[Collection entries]
......

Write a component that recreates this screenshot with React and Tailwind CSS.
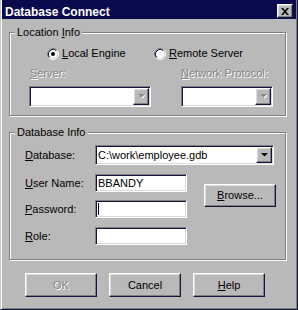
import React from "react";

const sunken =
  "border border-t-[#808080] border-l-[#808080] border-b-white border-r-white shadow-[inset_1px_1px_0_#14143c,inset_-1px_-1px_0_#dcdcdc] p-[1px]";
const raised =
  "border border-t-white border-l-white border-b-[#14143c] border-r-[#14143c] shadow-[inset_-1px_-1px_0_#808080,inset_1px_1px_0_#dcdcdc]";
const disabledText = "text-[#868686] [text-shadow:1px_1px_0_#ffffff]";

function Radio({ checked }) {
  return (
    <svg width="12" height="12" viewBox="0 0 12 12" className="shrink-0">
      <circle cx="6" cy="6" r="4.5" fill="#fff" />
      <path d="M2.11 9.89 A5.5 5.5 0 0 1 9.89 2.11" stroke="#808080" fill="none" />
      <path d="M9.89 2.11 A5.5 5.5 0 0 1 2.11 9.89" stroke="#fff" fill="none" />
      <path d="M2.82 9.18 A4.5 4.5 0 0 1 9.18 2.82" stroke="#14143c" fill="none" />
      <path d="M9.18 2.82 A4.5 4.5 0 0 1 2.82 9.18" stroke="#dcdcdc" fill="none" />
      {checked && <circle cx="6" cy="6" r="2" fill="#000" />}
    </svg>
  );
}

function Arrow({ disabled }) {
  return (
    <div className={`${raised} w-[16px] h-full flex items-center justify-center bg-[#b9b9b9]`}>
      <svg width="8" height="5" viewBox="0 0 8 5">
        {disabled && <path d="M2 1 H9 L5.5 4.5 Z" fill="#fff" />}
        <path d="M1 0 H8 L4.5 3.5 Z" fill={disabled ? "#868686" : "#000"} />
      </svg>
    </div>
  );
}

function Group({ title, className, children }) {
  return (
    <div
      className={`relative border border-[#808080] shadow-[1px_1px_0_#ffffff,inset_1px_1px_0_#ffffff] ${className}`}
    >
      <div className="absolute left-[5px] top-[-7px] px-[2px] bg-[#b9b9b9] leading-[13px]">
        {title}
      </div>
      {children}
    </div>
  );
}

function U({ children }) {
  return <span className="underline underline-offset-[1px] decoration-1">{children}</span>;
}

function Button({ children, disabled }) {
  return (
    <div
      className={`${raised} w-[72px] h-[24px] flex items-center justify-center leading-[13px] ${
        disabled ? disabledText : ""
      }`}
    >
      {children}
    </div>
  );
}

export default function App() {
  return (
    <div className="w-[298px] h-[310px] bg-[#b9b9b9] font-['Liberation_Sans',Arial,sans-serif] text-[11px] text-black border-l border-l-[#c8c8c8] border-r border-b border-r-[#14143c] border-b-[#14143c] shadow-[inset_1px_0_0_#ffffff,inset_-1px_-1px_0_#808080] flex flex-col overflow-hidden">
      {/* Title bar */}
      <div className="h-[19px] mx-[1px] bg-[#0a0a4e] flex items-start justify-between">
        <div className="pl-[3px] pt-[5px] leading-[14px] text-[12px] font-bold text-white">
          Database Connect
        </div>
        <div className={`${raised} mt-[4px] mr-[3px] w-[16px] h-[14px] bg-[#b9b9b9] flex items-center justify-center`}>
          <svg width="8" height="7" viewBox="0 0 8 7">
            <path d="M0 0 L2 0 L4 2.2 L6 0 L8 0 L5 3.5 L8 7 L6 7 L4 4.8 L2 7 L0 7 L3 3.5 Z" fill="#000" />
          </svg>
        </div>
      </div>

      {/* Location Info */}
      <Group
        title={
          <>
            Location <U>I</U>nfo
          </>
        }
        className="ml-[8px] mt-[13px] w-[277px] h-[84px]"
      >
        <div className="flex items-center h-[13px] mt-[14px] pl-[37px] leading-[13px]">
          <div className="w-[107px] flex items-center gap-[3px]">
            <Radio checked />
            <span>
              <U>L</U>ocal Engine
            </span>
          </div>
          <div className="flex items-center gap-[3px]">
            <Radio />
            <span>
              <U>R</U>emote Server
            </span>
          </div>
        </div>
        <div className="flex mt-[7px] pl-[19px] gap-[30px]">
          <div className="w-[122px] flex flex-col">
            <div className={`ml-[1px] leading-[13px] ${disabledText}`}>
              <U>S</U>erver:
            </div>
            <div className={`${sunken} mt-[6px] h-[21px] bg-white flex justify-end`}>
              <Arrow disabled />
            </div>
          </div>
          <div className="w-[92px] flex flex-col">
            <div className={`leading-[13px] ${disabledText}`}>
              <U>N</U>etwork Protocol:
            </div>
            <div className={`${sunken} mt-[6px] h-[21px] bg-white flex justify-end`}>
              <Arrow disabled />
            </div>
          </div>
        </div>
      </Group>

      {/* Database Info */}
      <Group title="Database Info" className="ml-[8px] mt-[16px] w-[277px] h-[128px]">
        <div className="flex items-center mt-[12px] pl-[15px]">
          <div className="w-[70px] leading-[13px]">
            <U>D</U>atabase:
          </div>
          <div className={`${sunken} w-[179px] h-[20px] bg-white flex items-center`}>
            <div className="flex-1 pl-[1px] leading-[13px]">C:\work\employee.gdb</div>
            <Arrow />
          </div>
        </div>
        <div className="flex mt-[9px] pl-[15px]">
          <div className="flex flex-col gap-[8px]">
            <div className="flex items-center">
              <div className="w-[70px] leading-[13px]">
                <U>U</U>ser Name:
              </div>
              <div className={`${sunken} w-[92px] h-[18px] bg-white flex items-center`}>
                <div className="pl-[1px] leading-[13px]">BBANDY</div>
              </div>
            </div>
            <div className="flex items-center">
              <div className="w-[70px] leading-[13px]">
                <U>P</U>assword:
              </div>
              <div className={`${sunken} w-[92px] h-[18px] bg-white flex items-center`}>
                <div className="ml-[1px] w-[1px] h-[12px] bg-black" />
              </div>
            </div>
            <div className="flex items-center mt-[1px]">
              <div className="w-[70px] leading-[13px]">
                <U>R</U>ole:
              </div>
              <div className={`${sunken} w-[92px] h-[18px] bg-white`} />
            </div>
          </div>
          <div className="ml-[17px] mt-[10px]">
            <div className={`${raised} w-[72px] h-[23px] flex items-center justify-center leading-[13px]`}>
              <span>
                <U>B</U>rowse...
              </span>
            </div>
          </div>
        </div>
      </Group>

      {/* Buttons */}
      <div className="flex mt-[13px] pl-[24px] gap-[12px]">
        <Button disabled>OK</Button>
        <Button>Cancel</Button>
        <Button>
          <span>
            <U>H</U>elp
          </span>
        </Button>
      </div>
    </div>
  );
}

......

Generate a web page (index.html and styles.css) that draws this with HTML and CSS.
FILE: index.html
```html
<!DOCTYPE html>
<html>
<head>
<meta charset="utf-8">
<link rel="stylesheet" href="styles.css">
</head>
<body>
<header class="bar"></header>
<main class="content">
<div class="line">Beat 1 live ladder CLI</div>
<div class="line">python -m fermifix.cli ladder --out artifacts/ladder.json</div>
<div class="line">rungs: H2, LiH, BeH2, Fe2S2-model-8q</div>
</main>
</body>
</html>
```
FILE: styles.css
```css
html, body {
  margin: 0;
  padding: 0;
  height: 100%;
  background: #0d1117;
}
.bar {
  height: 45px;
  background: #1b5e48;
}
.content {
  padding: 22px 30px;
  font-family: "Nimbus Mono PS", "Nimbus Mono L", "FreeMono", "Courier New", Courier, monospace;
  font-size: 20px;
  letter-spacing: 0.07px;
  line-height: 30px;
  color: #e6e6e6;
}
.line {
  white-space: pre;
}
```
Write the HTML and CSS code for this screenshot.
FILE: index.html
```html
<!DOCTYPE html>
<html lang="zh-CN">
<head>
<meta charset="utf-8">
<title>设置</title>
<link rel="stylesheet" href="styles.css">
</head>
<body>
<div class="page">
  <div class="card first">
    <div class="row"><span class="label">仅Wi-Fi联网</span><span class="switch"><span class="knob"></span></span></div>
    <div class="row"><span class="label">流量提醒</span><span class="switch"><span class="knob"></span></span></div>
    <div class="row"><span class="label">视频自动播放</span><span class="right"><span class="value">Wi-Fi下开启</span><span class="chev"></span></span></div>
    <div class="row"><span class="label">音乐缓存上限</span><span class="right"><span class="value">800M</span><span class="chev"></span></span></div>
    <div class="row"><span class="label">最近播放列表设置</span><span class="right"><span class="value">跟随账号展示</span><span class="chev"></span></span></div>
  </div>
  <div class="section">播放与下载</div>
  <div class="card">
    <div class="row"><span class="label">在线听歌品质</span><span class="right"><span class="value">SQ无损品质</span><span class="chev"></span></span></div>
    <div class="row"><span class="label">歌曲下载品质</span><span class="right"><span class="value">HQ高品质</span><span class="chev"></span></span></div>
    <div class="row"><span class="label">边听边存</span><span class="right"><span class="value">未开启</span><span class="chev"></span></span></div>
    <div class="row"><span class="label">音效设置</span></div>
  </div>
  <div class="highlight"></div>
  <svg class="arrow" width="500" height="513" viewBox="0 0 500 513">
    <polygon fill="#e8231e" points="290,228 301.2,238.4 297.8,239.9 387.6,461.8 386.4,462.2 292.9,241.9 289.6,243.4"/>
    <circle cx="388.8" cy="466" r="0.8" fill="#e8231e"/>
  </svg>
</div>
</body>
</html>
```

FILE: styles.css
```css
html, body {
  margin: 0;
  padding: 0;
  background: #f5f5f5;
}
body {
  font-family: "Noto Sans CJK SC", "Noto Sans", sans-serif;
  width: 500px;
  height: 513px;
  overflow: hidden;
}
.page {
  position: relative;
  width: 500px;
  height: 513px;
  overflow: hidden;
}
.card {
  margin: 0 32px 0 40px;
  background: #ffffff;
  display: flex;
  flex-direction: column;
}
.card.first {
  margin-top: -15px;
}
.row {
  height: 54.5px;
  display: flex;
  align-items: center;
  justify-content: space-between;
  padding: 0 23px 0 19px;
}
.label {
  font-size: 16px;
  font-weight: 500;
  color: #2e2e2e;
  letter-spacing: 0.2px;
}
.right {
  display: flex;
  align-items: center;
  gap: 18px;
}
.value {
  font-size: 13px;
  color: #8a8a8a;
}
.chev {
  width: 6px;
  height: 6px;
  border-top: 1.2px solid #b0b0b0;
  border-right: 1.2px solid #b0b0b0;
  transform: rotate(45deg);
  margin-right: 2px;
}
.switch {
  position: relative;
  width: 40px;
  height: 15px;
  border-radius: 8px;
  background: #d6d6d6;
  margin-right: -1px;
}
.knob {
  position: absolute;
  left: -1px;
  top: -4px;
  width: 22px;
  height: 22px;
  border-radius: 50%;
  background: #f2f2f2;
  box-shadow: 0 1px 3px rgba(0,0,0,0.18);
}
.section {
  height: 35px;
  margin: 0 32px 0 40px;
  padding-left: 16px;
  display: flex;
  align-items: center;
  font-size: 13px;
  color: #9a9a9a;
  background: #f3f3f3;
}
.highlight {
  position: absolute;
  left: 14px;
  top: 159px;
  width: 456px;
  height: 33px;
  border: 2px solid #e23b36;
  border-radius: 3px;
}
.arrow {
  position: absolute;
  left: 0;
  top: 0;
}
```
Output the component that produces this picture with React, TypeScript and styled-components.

......

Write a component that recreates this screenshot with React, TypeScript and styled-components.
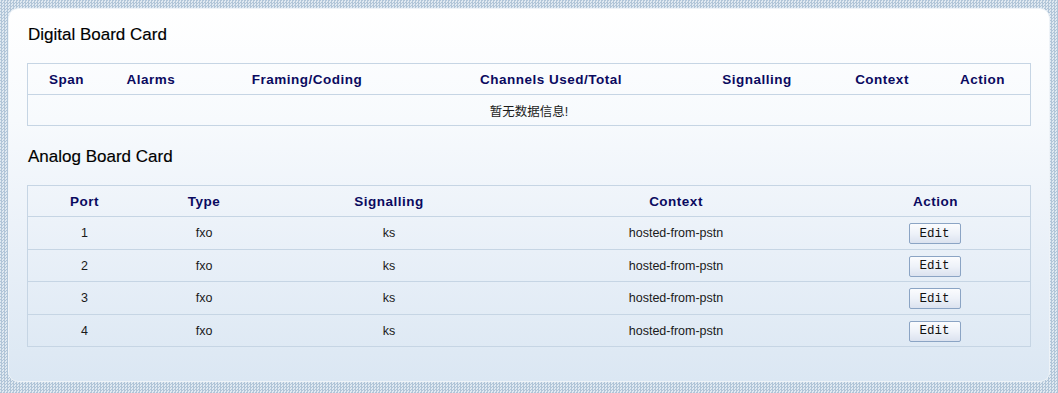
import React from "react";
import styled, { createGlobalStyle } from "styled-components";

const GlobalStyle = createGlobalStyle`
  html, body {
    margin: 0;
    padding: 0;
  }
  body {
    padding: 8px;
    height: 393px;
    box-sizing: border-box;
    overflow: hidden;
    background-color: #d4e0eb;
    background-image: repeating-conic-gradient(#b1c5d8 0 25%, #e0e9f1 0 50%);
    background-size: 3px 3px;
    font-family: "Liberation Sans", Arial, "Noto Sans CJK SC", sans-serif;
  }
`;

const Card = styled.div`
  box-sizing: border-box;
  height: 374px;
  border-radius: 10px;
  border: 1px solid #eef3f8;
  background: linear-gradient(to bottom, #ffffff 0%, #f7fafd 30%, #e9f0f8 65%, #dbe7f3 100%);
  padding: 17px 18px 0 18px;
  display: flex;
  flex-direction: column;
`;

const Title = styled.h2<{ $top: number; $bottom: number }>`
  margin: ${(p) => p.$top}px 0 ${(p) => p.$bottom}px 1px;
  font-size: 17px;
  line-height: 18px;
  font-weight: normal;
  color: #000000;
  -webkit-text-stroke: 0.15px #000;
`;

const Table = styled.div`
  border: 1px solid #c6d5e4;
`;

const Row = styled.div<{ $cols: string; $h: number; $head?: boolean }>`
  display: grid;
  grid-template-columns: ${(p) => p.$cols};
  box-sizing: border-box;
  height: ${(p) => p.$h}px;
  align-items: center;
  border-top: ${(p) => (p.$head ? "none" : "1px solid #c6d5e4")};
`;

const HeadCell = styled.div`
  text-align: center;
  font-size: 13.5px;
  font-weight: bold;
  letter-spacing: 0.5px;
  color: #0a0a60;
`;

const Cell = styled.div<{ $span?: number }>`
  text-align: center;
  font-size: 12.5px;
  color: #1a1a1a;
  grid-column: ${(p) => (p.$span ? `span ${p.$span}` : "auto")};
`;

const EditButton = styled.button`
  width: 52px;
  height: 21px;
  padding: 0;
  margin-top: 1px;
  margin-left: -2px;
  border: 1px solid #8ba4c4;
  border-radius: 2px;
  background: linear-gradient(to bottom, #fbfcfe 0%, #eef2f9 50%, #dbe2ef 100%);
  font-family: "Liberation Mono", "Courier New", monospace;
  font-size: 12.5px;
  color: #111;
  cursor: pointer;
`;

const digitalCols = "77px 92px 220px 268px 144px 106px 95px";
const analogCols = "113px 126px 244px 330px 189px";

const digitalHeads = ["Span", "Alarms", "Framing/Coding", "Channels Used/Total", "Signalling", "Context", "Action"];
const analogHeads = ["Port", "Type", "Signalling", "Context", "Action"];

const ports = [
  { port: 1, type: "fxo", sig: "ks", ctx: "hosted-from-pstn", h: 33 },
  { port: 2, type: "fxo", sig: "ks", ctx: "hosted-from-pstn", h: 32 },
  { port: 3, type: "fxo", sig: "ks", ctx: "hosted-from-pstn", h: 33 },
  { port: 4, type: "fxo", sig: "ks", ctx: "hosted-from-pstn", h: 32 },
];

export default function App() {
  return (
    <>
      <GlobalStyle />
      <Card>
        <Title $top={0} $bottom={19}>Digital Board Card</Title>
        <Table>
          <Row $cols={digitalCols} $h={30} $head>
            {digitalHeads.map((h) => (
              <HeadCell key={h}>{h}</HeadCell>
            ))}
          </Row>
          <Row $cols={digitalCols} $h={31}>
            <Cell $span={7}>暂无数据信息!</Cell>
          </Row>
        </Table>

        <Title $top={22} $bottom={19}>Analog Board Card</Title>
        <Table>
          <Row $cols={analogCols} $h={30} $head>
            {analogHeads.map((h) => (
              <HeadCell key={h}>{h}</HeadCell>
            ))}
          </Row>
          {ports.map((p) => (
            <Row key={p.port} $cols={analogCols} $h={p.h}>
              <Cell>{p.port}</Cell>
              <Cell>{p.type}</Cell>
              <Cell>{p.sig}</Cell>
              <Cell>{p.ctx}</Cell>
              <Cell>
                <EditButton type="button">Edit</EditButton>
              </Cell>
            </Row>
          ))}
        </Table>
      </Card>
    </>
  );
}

......

▶ [Task directions]: Every line of the listing that holds "components" should be found and copied.

▶ [Full answer]:
Output the component that produces this picture with React, TypeScript and styled-components.
Write a component that recreates this screenshot with React, TypeScript and styled-components.
import styled, { createGlobalStyle } from "styled-components";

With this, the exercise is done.